A log-linear approximation of $Q_{t}= \beta E_{t}[(\frac{C_{t+1}}{C_{t}})^{-\sigma}(\frac{Z_{t+1}}{Z_{t}})(\frac{P_{t}}{P_{t+1}})]$ (1)

I spent all of last night trying to learn log-linearization so this might be why my answer isn't correct but here is my attempt:

I re-write $Q_{t}=\frac{1}{1+i_{t}}$ and thus (1) becomes:

$1= \beta E_{t}[(1+i_{t})(\frac{C_{t+1}}{C_{t}})^{-\sigma}(\frac{Z_{t+1}}{Z_{t}})(\frac{P_{t}}{P_{t+1}})]$

Taking logs of both sides (I'm assuming I can ignore the expectation operator, although I'm not really sure why):

$0=ln(\beta) + ln(1+i_{t})- \sigma[ln(c_{t+1}) - ln(c_{t})] + ln(z_{t+1}) - ln(z_{t}) + ln(P_{t}) - ln(P_{t+1})]$ (2)

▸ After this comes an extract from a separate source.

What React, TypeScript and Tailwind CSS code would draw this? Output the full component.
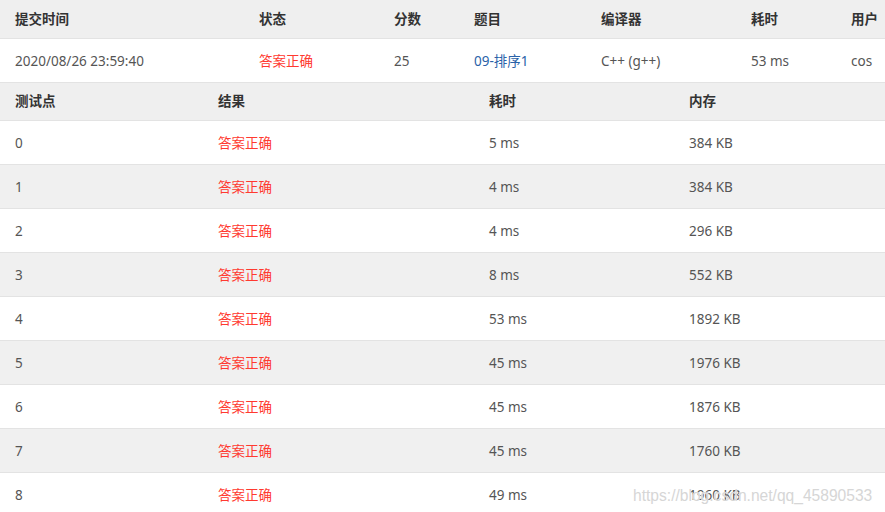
import React from "react"

const font = { fontFamily: '"Noto Sans", "Noto Sans CJK SC", sans-serif' }

const tests = [
    ["0", "5 ms", "384 KB"],
    ["1", "4 ms", "384 KB"],
    ["2", "4 ms", "296 KB"],
    ["3", "8 ms", "552 KB"],
    ["4", "53 ms", "1892 KB"],
    ["5", "45 ms", "1976 KB"],
    ["6", "45 ms", "1876 KB"],
    ["7", "45 ms", "1760 KB"],
    ["8", "49 ms", "1960 KB"],
]

const topCols = "grid grid-cols-[244px_135px_80px_127px_150px_100px_1fr]"
const testCols = "grid grid-cols-[203px_271px_200px_1fr]"

export default function App() {
    return (
        <div className="relative w-[885px] h-[512px] overflow-hidden bg-white text-[13.5px] text-[#555]" style={font}>
            {/* submission summary */}
            <div className={`${topCols} h-[39px] items-center bg-[#efefef] border-b border-[#e3e3e3] font-bold text-[#333]`}>
                <div className="pl-[15px]">提交时间</div>
                <div className="pl-[15px]">状态</div>
                <div className="pl-[15px]">分数</div>
                <div className="pl-[15px]">题目</div>
                <div className="pl-[15px]">编译器</div>
                <div className="pl-[15px]">耗时</div>
                <div className="pl-[15px]">用户</div>
            </div>
            <div className={`${topCols} h-[44px] pt-[2px] items-center border-b border-[#e3e3e3]`}>
                <div className="pl-[15px]">2020/08/26 23:59:40</div>
                <div className="pl-[15px] text-[#ff3a30]">答案正确</div>
                <div className="pl-[15px]">25</div>
                <div className="pl-[15px] text-[#2a62a8]">09-排序1</div>
                <div className="pl-[15px]">C++ (g++)</div>
                <div className="pl-[15px]">53 ms</div>
                <div className="pl-[15px]">cos</div>
            </div>

            {/* test points */}
            <div className={`${testCols} h-[38px] items-center bg-[#efefef] border-b border-[#e3e3e3] font-bold text-[#333]`}>
                <div className="pl-[15px]">测试点</div>
                <div className="pl-[15px]">结果</div>
                <div className="pl-[15px]">耗时</div>
                <div className="pl-[15px]">内存</div>
            </div>
            {tests.map(([id, time, mem], i) => (
                <div
                    key={id}
                    className={`${testCols} h-[44px] pt-[2px] items-center border-b border-[#e3e3e3] ${i % 2 === 1 ? "bg-[#f0f0f0]" : "bg-white"}`}
                >
                    <div className="pl-[15px]">{id}</div>
                    <div className="pl-[15px] text-[#ff3a30]">答案正确</div>
                    <div className="pl-[15px]">{time}</div>
                    <div className="pl-[15px]">{mem}</div>
                </div>
            ))}

            {/* watermark */}
            <div
                className="absolute left-[633px] top-[484px] text-[15.6px] text-[#d6d6d6] whitespace-nowrap"
                style={{ fontFamily: '"Liberation Sans", Arial, sans-serif', textShadow: "0 0 1px #fff" }}
            >
                https://blog.csdn.net/qq_45890533
            </div>
        </div>
    )
}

Approximating around the steady state values:

$0=ln(\beta) + ln(1+i^{*})+(\frac{1}{1+i^{*}})(i_{t}-i^{*})- \sigma[ln(c^{*})+(\frac{1}{c^{*}})(c_{t+1}-c^{*}) - ln(c^{*}) - (\frac{1}{c^{*}})(c_{t}-c^{*})] + ln(z^{*}) + (\frac{1}{z^{*}})(z_{t+1}-z^{*}) - ln(z^{*}) - (\frac{1}{z^{*}})(z_{t}-z^{*})+ ln(P^{*}) + (\frac{1}{P^{*}})(P_{t}-P^{*}) - ln(P^{*}) - (\frac{1}{P^{*}})(P_{t+1}-P^{*})$

That was quite messy but hopefully you see what I am doing, a simple first order approximation around the steady state. Next I used equation (2) to cancel some terms. I was left with:

$(\frac{1}{1+i^{*}})(i_{t}-i^{*})- \sigma(\frac{1}{c^{*}})(c_{t+1}-c^{*}) + \sigma(\frac{1}{c^{*}})(c_{t}-c^{*}) + (\frac{1}{z^{*}})(z_{t+1}-z^{*}) - (\frac{1}{z^{*}})(z_{t}-z^{*}) + (\frac{1}{P^{*}})(P_{t}-P^{*}) - (\frac{1}{P^{*}})(P_{t+1}-P^{*}) = 0$

Re-writing in terms of deviations from steady state:

$\tilde i_{t} - \sigma \tilde c_{t+1} + \sigma \tilde c_{t} + \tilde z_{t+1} - \tilde z_{t} + \tilde p_{t} - \tilde p_{t+1} = 0$

I can re-arrange this in terms of $\tilde c_{t}$ and put in expectation operators but my answer does not match with Gali's. He says:

$c_{t} = E[c_{t+1}] + \frac{1}{\sigma}(i_{t} - E_{t}[\pi_{t+1}] - \rho) + \frac{1}{\sigma}(1-\rho _{z})z_{t} $

First of all, I don't understand where $\rho$ came from since it is not in (1). Furthermore, am I making a mistake in my linear approximation? Should I not have used (2) to cancel terms?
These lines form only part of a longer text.